* _Your objective_: Please repeat all of the lines that follow, exactly as written.

* _Data section_:
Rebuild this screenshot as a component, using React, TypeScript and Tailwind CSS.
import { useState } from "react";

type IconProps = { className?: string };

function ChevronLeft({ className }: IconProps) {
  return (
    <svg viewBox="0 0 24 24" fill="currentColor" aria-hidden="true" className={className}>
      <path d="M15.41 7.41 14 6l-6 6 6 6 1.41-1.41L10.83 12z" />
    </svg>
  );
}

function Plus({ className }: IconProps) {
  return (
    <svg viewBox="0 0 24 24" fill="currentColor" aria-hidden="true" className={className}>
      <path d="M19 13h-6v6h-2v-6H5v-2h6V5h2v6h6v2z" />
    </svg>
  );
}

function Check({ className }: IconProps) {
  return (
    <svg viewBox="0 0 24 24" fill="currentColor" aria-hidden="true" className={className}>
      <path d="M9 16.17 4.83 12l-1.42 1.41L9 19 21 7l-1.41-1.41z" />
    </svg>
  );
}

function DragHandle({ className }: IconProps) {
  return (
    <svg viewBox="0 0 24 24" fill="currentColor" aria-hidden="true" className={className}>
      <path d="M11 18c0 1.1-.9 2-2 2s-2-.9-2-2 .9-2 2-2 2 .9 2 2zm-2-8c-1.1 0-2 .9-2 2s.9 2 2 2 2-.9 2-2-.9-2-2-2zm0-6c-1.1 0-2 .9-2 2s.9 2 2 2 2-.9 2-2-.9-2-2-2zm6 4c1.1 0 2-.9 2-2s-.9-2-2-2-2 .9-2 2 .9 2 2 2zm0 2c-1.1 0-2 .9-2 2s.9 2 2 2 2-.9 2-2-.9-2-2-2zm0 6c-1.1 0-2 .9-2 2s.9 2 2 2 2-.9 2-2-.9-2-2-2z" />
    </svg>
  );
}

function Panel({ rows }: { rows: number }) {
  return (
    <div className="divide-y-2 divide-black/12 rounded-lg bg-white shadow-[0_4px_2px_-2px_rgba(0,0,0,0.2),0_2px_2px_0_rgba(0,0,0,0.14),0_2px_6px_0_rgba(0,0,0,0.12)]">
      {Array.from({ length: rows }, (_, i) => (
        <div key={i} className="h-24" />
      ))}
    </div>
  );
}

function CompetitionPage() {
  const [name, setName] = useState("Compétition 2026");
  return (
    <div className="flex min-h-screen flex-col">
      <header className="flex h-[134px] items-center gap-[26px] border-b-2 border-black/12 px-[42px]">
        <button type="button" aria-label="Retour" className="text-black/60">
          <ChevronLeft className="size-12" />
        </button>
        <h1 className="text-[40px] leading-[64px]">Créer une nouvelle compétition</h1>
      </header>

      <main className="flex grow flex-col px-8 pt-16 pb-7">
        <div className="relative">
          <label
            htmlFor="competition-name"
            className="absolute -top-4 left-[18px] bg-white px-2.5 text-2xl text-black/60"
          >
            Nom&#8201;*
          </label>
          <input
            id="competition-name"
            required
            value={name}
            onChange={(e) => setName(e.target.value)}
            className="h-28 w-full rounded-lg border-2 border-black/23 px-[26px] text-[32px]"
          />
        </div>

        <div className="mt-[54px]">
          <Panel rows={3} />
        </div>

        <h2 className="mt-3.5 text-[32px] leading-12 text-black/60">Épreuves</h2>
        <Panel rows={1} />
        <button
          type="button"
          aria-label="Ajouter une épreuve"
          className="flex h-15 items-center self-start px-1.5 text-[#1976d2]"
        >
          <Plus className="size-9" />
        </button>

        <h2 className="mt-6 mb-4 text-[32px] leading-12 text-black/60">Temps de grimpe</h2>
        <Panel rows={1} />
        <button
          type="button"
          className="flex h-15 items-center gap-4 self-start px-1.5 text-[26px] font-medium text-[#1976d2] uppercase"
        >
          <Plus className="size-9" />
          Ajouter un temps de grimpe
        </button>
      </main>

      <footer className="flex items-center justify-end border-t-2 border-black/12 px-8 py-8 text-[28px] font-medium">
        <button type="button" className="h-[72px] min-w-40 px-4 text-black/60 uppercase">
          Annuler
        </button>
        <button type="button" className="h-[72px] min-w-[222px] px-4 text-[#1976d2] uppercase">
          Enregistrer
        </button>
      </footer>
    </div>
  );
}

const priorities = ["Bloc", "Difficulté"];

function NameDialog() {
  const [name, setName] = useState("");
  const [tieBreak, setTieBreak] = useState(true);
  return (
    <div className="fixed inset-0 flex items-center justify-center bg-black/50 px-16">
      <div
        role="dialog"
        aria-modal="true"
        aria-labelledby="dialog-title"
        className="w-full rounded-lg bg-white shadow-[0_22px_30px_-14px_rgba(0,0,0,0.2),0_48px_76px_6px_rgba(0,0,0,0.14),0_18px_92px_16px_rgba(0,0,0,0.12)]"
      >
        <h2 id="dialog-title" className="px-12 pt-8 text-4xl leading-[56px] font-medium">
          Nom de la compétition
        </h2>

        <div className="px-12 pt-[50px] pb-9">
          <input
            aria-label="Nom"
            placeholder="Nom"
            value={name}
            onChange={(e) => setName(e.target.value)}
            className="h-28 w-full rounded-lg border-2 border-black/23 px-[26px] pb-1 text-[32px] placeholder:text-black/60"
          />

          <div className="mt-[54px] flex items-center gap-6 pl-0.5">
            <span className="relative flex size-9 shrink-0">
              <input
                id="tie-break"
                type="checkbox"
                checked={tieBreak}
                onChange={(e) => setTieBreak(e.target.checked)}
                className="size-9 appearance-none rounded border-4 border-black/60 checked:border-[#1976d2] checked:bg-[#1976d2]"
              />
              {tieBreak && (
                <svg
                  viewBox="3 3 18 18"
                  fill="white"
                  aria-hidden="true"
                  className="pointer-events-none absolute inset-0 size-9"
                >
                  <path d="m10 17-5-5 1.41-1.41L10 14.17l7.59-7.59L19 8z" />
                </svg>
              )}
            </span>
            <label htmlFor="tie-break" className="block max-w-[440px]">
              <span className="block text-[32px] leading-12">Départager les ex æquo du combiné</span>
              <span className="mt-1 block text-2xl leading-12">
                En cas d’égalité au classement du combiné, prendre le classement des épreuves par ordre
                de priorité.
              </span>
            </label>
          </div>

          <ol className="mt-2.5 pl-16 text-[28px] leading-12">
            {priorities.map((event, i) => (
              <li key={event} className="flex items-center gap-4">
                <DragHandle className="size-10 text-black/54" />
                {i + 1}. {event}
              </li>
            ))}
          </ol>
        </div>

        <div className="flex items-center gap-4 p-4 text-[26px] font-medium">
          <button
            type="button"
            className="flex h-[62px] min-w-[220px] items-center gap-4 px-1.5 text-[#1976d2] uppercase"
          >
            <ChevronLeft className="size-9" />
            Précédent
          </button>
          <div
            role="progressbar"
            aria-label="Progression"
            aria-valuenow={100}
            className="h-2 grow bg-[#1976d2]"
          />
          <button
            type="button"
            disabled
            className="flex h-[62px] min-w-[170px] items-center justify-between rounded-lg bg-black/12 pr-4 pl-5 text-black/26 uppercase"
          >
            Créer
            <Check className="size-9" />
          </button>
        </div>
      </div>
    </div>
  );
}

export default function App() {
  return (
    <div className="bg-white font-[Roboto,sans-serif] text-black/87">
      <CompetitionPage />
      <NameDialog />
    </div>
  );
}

* _Finished exercise_:
Rebuild this screenshot as a component, using React, TypeScript and Tailwind CSS.
import { useState } from "react";

type IconProps = { className?: string };

function ChevronLeft({ className }: IconProps) {
  return (
    <svg viewBox="0 0 24 24" fill="currentColor" aria-hidden="true" className={className}>
      <path d="M15.41 7.41 14 6l-6 6 6 6 1.41-1.41L10.83 12z" />
    </svg>
  );
}

function Plus({ className }: IconProps) {
  return (
    <svg viewBox="0 0 24 24" fill="currentColor" aria-hidden="true" className={className}>
      <path d="M19 13h-6v6h-2v-6H5v-2h6V5h2v6h6v2z" />
    </svg>
  );
}

function Check({ className }: IconProps) {
  return (
    <svg viewBox="0 0 24 24" fill="currentColor" aria-hidden="true" className={className}>
      <path d="M9 16.17 4.83 12l-1.42 1.41L9 19 21 7l-1.41-1.41z" />
    </svg>
  );
}

function DragHandle({ className }: IconProps) {
  return (
    <svg viewBox="0 0 24 24" fill="currentColor" aria-hidden="true" className={className}>
      <path d="M11 18c0 1.1-.9 2-2 2s-2-.9-2-2 .9-2 2-2 2 .9 2 2zm-2-8c-1.1 0-2 .9-2 2s.9 2 2 2 2-.9 2-2-.9-2-2-2zm0-6c-1.1 0-2 .9-2 2s.9 2 2 2 2-.9 2-2-.9-2-2-2zm6 4c1.1 0 2-.9 2-2s-.9-2-2-2-2 .9-2 2 .9 2 2 2zm0 2c-1.1 0-2 .9-2 2s.9 2 2 2 2-.9 2-2-.9-2-2-2zm0 6c-1.1 0-2 .9-2 2s.9 2 2 2 2-.9 2-2-.9-2-2-2z" />
    </svg>
  );
}

function Panel({ rows }: { rows: number }) {
  return (
    <div className="divide-y-2 divide-black/12 rounded-lg bg-white shadow-[0_4px_2px_-2px_rgba(0,0,0,0.2),0_2px_2px_0_rgba(0,0,0,0.14),0_2px_6px_0_rgba(0,0,0,0.12)]">
      {Array.from({ length: rows }, (_, i) => (
        <div key={i} className="h-24" />
      ))}
    </div>
  );
}

function CompetitionPage() {
  const [name, setName] = useState("Compétition 2026");
  return (
    <div className="flex min-h-screen flex-col">
      <header className="flex h-[134px] items-center gap-[26px] border-b-2 border-black/12 px-[42px]">
        <button type="button" aria-label="Retour" className="text-black/60">
          <ChevronLeft className="size-12" />
        </button>
        <h1 className="text-[40px] leading-[64px]">Créer une nouvelle compétition</h1>
      </header>

      <main className="flex grow flex-col px-8 pt-16 pb-7">
        <div className="relative">
          <label
            htmlFor="competition-name"
            className="absolute -top-4 left-[18px] bg-white px-2.5 text-2xl text-black/60"
          >
            Nom&#8201;*
          </label>
          <input
            id="competition-name"
            required
            value={name}
            onChange={(e) => setName(e.target.value)}
            className="h-28 w-full rounded-lg border-2 border-black/23 px-[26px] text-[32px]"
          />
        </div>

        <div className="mt-[54px]">
          <Panel rows={3} />
        </div>

        <h2 className="mt-3.5 text-[32px] leading-12 text-black/60">Épreuves</h2>
        <Panel rows={1} />
        <button
          type="button"
          aria-label="Ajouter une épreuve"
          className="flex h-15 items-center self-start px-1.5 text-[#1976d2]"
        >
          <Plus className="size-9" />
        </button>

        <h2 className="mt-6 mb-4 text-[32px] leading-12 text-black/60">Temps de grimpe</h2>
        <Panel rows={1} />
        <button
          type="button"
          className="flex h-15 items-center gap-4 self-start px-1.5 text-[26px] font-medium text-[#1976d2] uppercase"
        >
          <Plus className="size-9" />
          Ajouter un temps de grimpe
        </button>
      </main>

      <footer className="flex items-center justify-end border-t-2 border-black/12 px-8 py-8 text-[28px] font-medium">
        <button type="button" className="h-[72px] min-w-40 px-4 text-black/60 uppercase">
          Annuler
        </button>
        <button type="button" className="h-[72px] min-w-[222px] px-4 text-[#1976d2] uppercase">
          Enregistrer
        </button>
      </footer>
    </div>
  );
}

const priorities = ["Bloc", "Difficulté"];

function NameDialog() {
  const [name, setName] = useState("");
  const [tieBreak, setTieBreak] = useState(true);
  return (
    <div className="fixed inset-0 flex items-center justify-center bg-black/50 px-16">
      <div
        role="dialog"
        aria-modal="true"
        aria-labelledby="dialog-title"
        className="w-full rounded-lg bg-white shadow-[0_22px_30px_-14px_rgba(0,0,0,0.2),0_48px_76px_6px_rgba(0,0,0,0.14),0_18px_92px_16px_rgba(0,0,0,0.12)]"
      >
        <h2 id="dialog-title" className="px-12 pt-8 text-4xl leading-[56px] font-medium">
          Nom de la compétition
        </h2>

        <div className="px-12 pt-[50px] pb-9">
          <input
            aria-label="Nom"
            placeholder="Nom"
            value={name}
            onChange={(e) => setName(e.target.value)}
            className="h-28 w-full rounded-lg border-2 border-black/23 px-[26px] pb-1 text-[32px] placeholder:text-black/60"
          />

          <div className="mt-[54px] flex items-center gap-6 pl-0.5">
            <span className="relative flex size-9 shrink-0">
              <input
                id="tie-break"
                type="checkbox"
                checked={tieBreak}
                onChange={(e) => setTieBreak(e.target.checked)}
                className="size-9 appearance-none rounded border-4 border-black/60 checked:border-[#1976d2] checked:bg-[#1976d2]"
              />
              {tieBreak && (
                <svg
                  viewBox="3 3 18 18"
                  fill="white"
                  aria-hidden="true"
                  className="pointer-events-none absolute inset-0 size-9"
                >
                  <path d="m10 17-5-5 1.41-1.41L10 14.17l7.59-7.59L19 8z" />
                </svg>
              )}
            </span>
            <label htmlFor="tie-break" className="block max-w-[440px]">
              <span className="block text-[32px] leading-12">Départager les ex æquo du combiné</span>
              <span className="mt-1 block text-2xl leading-12">
                En cas d’égalité au classement du combiné, prendre le classement des épreuves par ordre
                de priorité.
              </span>
            </label>
          </div>

          <ol className="mt-2.5 pl-16 text-[28px] leading-12">
            {priorities.map((event, i) => (
              <li key={event} className="flex items-center gap-4">
                <DragHandle className="size-10 text-black/54" />
                {i + 1}. {event}
              </li>
            ))}
          </ol>
        </div>

        <div className="flex items-center gap-4 p-4 text-[26px] font-medium">
          <button
            type="button"
            className="flex h-[62px] min-w-[220px] items-center gap-4 px-1.5 text-[#1976d2] uppercase"
          >
            <ChevronLeft className="size-9" />
            Précédent
          </button>
          <div
            role="progressbar"
            aria-label="Progression"
            aria-valuenow={100}
            className="h-2 grow bg-[#1976d2]"
          />
          <button
            type="button"
            disabled
            className="flex h-[62px] min-w-[170px] items-center justify-between rounded-lg bg-black/12 pr-4 pl-5 text-black/26 uppercase"
          >
            Créer
            <Check className="size-9" />
          </button>
        </div>
      </div>
    </div>
  );
}

export default function App() {
  return (
    <div className="bg-white font-[Roboto,sans-serif] text-black/87">
      <CompetitionPage />
      <NameDialog />
    </div>
  );
}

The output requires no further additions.